Fugu balances performance and latency and is geared toward everyday work, while Fugu Ultra orchestrates a deeper pool of agents to maximize answer quality and is geared toward difficult problems.
Does Fugu depend on a specific vendor?
No. Because it is designed to bundle multiple models, even if one provider becomes unavailable it can reroute and maintain frontier-grade performance. This is the essence of the "AI sovereignty" Sakana champions.
How much does Fugu cost?
Subscriptions are Standard $20 / Pro $100 / Max $200 (per month). Pay-as-you-go for Fugu Ultra is $5 input and $30 output (per million tokens; above 272K context, $10 input and $45 output). Charges do not stack up even when multiple agents are running.

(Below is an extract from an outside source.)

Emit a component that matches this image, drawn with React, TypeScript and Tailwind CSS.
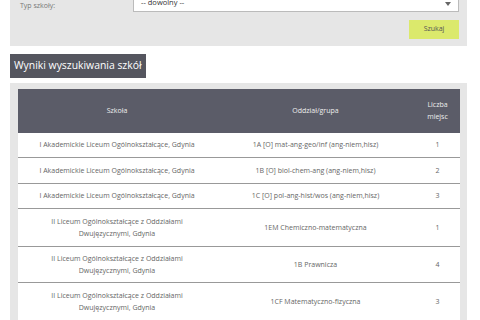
const rows = [
  { school: "I Akademickie Liceum Ogólnokształcące, Gdynia", group: "1A [O] mat-ang-geo/inf (ang-niem,hisz)", seats: "1", h: "h-[25px]" },
  { school: "I Akademickie Liceum Ogólnokształcące, Gdynia", group: "1B [O] biol-chem-ang (ang-niem,hisz)", seats: "2", h: "h-[26px]" },
  { school: "I Akademickie Liceum Ogólnokształcące, Gdynia", group: "1C [O] pol-ang-hist/wos (ang-niem,hisz)", seats: "3", h: "h-[25px]" },
  { school: "II Liceum Ogólnokształcące z Oddziałami Dwujęzycznymi, Gdynia", group: "1EM Chemiczno-matematyczna", seats: "1", h: "h-[38px]" },
  { school: "II Liceum Ogólnokształcące z Oddziałami Dwujęzycznymi, Gdynia", group: "1B Prawnicza", seats: "4", h: "h-[36px]" },
  { school: "II Liceum Ogólnokształcące z Oddziałami Dwujęzycznymi, Gdynia", group: "1CF Matematyczno-fizyczna", seats: "3", h: "h-[38px]" },
];

const App = () => {
  return (
    <div className="w-[480px] h-[320px] overflow-hidden bg-white font-['Open_Sans',sans-serif] text-[#666]">
      <div className="pl-[10px] -mt-[12px]">
        {/* search form */}
        <div className="w-[457px] bg-[#e6e6e6] pt-[1px] pb-[7px]">
          <div className="flex items-start">
            <div className="w-[123px] pl-[10px] pt-[11px] text-[7px] leading-[12px] text-[#777]">Typ szkoły:</div>
            <div className="relative w-[326px] h-[23px] bg-white border border-[#bbb] flex items-end pb-[3px] pl-[7px] text-[7.5px] text-[#333]">
              -- dowolny --
              <span className="absolute right-[7px] bottom-[5px] w-0 h-0 border-l-[3px] border-r-[3px] border-t-[4px] border-l-transparent border-r-transparent border-t-[#666]" />
            </div>
          </div>
          <div className="flex justify-end pr-[8px] mt-[8px]">
            <button className="w-[50px] h-[19px] bg-[#dbe96c] text-[7px] text-[#555]">Szukaj</button>
          </div>
        </div>

        {/* heading */}
        <div className="mt-[8px] inline-flex items-center h-[24px] px-[4px] bg-[#55565f] text-white text-[10.4px]">
          Wyniki wyszukiwania szkół
        </div>

        {/* results */}
        <div className="mt-[5px] w-[457px] bg-[#e6e6e6] pl-[8px] pt-[6px] pb-[20px]">
          <div className="w-[442px] bg-white text-[7px]">
            <div className="flex h-[44px] bg-[#5b5c68] text-[#eee]">
              <div className="w-[198px] flex items-center justify-center">Szkoła</div>
              <div className="w-[199px] flex items-center justify-center">Oddział/grupa</div>
              <div className="w-[45px] flex items-center justify-center text-center leading-[12px]">Liczba<br />miejsc</div>
            </div>
            {rows.map((r, i) => (
              <div key={i} className={`flex ${r.h} border-b border-[#999] leading-[12px]`}>
                <div className="w-[198px] flex items-center justify-center text-center px-[10px]">{r.school}</div>
                <div className="w-[199px] flex items-center justify-center text-center">{r.group}</div>
                <div className="w-[45px] flex items-center justify-center">{r.seats}</div>
              </div>
            ))}
          </div>
        </div>
      </div>
    </div>
  );
};

export default App;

Which API is Fugu compatible with?
It is offered as an OpenAI-compatible API. You can sign up and get started at console.sakana.ai.
Can I use it in my country?
It is available in all regions except the EU / EEA.
Summary
- Sakana Fugu is a multi-agent platform that dynamically bundles multiple LLMs and serves them through a single OpenAI-compatible API (general availability began June 22, 2026).
- Built on the Trinity and Conductor research (ICLR 2026), the model itself learns efficient patterns of collaboration.
- Fugu / Fugu Ultra deliver performance that rivals or exceeds a single frontier model, with results such as SWE Bench Pro 73.7, GPQA-D 95.5, and LiveCodeBench 93.2.
- Pricing starts at $20 for a subscription, with pay-as-you-go at $5 input / $30 output (per million tokens). Charges don't stack up even with multiple agents.
- Its "AI sovereignty" orientation — freeing you from dependence on a single vendor — is drawing major attention at a time when supply risk for frontier models is rising.
Put Fugu's new approach to bundling multiple models to work in your own job or product.